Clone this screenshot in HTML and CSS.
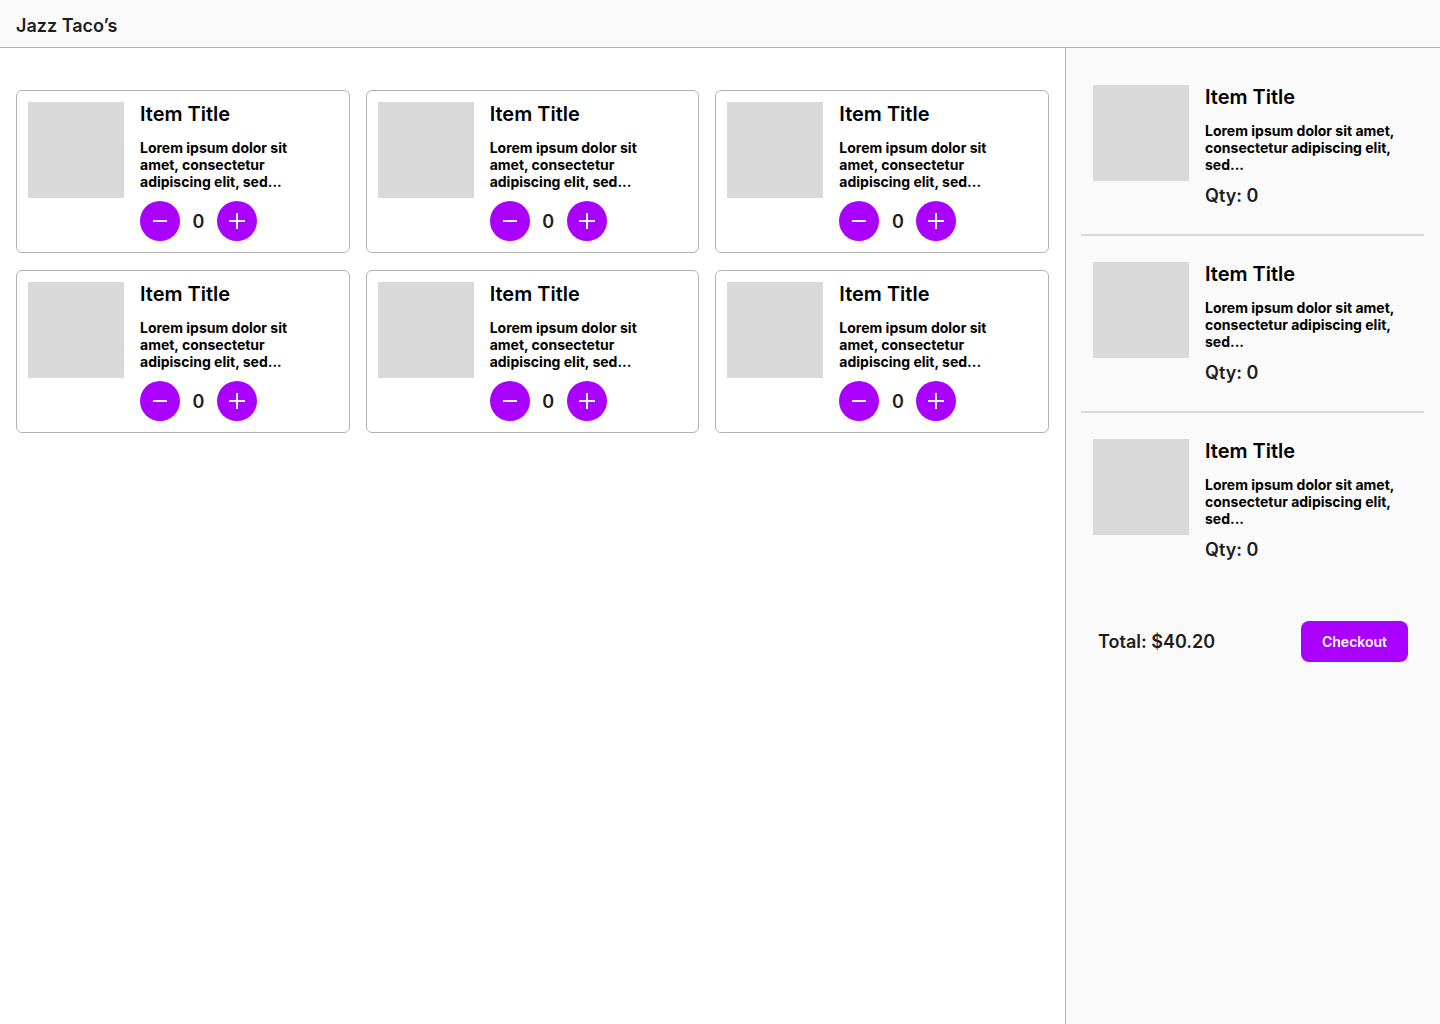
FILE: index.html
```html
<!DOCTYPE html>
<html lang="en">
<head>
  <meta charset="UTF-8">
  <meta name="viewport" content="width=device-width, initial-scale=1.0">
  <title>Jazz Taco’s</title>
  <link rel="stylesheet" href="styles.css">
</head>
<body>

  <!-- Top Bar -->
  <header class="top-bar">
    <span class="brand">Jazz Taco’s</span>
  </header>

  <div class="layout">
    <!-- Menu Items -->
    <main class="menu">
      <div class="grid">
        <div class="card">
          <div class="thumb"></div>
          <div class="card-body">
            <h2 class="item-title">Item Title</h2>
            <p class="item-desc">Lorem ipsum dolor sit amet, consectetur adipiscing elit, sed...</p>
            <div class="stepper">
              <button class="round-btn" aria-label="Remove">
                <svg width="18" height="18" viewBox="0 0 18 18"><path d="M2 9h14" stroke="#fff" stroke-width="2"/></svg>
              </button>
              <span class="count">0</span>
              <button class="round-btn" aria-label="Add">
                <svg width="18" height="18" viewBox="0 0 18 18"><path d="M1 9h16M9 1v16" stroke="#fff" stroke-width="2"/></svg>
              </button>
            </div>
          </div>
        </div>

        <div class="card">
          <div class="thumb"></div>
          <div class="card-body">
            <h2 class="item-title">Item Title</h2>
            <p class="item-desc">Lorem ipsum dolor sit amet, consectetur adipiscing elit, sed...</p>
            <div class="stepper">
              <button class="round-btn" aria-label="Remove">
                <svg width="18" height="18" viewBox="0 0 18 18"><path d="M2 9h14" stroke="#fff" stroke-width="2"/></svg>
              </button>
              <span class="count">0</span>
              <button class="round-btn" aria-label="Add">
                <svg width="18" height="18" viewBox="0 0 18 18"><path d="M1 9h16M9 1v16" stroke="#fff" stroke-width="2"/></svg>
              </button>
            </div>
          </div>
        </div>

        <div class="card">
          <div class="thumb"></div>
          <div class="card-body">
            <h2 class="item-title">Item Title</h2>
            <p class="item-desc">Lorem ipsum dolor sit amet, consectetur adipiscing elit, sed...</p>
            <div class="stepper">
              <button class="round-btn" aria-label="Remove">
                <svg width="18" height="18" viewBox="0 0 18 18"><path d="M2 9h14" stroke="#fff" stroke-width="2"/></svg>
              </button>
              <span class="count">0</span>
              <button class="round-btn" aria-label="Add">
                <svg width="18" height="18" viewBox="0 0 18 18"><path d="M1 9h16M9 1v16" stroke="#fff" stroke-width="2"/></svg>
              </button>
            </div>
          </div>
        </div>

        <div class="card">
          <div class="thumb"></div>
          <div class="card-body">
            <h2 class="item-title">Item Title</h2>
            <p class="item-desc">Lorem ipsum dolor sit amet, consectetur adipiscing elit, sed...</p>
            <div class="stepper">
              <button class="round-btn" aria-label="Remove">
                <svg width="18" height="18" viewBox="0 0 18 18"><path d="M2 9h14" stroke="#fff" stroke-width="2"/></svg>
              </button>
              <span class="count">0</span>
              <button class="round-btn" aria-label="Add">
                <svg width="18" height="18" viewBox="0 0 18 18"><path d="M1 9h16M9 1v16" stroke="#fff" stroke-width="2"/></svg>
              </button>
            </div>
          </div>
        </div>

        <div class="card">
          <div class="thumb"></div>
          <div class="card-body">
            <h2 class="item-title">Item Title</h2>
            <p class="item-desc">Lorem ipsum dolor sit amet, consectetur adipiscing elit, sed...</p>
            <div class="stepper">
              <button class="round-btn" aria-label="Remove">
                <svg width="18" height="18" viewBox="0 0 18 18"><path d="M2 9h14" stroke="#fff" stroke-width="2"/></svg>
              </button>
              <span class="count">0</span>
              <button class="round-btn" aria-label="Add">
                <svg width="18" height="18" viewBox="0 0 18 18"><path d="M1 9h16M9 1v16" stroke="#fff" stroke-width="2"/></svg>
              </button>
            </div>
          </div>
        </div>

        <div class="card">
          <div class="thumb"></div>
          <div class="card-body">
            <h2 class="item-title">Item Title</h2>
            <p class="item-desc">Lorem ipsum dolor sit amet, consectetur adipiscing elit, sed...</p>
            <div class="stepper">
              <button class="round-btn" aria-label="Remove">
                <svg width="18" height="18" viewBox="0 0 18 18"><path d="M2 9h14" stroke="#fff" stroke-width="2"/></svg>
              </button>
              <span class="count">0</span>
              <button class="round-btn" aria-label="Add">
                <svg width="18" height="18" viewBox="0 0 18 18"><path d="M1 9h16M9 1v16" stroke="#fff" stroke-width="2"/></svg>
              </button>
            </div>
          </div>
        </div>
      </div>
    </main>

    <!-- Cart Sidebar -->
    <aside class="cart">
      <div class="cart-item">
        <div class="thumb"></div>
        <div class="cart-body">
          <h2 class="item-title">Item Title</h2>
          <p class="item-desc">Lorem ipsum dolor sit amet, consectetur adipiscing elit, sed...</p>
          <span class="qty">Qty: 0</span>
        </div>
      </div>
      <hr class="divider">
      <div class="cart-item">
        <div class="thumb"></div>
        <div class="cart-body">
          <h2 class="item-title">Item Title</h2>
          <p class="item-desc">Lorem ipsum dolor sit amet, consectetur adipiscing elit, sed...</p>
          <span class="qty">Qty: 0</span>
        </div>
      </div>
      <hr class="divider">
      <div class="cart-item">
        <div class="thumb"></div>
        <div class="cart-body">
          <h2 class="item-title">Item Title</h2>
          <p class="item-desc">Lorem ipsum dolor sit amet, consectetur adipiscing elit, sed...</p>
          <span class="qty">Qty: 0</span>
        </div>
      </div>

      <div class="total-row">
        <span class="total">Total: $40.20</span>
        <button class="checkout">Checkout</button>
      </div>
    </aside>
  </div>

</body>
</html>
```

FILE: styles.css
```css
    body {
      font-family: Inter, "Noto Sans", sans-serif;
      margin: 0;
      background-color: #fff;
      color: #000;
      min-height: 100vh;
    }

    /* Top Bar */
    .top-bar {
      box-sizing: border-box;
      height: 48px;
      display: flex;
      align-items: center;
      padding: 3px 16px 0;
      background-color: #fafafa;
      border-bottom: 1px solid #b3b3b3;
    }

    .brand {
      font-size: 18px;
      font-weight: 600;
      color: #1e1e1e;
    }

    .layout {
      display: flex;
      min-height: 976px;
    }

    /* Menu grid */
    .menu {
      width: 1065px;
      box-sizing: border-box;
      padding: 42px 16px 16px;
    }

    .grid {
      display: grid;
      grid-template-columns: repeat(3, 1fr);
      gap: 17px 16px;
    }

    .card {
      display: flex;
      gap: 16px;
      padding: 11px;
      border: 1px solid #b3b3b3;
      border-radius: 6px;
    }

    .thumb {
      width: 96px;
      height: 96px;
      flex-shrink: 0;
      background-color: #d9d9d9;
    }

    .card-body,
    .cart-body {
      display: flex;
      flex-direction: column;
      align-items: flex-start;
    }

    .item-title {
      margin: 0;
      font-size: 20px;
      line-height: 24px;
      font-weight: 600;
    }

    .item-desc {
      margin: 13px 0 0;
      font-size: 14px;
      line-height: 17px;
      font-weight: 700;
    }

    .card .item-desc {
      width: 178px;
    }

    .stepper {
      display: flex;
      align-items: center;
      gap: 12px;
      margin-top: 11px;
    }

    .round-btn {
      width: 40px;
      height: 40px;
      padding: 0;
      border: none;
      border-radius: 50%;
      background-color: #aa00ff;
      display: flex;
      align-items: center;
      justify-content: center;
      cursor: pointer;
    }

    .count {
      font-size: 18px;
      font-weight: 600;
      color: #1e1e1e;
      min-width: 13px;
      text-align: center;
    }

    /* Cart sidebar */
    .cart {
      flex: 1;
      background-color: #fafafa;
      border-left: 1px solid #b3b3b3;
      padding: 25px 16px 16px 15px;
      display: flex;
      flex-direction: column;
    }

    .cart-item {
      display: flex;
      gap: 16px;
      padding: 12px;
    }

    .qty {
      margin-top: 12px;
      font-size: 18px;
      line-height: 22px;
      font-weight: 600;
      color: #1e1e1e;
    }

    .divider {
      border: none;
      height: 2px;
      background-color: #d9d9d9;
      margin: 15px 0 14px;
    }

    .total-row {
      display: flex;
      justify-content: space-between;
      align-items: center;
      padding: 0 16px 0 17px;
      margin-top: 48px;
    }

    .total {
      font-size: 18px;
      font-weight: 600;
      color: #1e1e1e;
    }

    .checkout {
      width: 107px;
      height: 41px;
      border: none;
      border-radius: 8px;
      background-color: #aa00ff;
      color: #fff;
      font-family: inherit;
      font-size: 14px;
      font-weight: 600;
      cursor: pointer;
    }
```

* * *

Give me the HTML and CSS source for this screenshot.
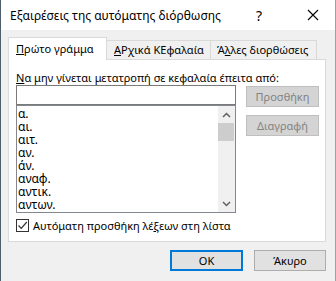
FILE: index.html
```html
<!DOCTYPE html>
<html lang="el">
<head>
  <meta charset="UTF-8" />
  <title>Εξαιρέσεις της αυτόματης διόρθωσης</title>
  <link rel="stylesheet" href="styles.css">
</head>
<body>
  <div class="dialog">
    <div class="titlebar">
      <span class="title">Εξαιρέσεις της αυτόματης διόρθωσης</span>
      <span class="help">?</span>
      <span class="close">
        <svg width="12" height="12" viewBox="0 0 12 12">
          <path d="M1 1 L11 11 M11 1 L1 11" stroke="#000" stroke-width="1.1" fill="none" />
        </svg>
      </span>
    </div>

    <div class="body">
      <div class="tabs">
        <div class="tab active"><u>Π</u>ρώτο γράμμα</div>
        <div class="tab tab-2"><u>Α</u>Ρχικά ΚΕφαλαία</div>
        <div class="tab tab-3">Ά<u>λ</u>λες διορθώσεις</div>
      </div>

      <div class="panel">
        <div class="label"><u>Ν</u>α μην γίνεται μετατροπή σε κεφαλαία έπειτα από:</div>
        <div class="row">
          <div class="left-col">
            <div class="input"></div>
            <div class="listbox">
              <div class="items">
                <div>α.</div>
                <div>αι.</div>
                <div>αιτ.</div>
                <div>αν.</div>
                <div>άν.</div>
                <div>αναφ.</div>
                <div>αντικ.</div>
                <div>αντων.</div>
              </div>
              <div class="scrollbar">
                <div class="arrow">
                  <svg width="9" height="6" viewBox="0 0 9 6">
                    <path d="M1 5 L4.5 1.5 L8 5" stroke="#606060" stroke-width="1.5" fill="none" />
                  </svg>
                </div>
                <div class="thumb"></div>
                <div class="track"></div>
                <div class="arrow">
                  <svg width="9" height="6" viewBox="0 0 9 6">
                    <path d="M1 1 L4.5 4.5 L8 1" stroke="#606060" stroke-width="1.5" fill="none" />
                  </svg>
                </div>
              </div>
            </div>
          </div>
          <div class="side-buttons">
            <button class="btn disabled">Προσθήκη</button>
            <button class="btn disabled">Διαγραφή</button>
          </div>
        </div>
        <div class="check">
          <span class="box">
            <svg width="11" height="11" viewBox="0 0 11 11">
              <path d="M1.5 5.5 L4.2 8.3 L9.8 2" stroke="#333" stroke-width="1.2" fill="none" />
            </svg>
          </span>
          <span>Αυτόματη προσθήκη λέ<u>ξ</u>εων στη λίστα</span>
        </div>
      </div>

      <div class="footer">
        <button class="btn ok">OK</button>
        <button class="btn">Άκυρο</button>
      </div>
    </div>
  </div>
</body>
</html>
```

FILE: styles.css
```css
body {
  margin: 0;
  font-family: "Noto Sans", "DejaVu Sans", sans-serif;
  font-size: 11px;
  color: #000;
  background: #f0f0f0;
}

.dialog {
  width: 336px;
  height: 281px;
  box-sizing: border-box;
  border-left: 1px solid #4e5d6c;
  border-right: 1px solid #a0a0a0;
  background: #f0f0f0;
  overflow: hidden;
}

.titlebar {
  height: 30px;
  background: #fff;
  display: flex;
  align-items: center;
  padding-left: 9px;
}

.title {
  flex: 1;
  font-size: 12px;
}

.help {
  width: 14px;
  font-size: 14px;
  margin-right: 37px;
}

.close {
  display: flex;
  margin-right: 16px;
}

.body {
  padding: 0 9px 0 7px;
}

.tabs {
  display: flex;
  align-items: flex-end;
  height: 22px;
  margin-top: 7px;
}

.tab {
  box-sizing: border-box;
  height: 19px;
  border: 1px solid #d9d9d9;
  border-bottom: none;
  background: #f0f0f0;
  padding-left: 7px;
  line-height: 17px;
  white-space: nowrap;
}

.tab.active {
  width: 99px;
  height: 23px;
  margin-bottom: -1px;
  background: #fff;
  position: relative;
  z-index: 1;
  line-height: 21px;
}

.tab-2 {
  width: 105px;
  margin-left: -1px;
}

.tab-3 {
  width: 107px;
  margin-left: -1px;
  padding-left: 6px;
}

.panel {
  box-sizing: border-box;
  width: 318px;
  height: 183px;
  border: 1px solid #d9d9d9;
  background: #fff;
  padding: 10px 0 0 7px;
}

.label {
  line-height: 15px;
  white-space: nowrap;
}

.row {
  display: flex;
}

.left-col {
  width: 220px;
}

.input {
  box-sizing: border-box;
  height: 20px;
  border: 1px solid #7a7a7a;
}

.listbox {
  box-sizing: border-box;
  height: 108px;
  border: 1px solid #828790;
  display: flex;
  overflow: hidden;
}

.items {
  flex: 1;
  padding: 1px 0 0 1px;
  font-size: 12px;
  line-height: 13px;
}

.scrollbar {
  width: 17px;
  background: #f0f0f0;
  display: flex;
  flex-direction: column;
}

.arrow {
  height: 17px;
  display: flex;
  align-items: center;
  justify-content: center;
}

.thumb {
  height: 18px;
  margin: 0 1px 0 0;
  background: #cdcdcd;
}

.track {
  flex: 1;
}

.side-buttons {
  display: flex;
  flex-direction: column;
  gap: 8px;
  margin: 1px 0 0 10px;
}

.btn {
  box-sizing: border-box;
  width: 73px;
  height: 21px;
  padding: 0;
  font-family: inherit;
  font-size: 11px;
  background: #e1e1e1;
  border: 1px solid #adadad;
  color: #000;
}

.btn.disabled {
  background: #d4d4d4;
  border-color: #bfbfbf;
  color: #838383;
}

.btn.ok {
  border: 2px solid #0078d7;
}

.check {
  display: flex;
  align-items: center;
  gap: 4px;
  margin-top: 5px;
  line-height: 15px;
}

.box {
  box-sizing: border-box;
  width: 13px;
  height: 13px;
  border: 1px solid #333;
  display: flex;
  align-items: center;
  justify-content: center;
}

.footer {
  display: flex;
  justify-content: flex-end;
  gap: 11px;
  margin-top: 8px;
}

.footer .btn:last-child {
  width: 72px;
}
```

> [Work to do]:
From the data above, copy each line where the string "screenshot" appears.

> [Result]:
Clone this screenshot in HTML and CSS.
Give me the HTML and CSS source for this screenshot.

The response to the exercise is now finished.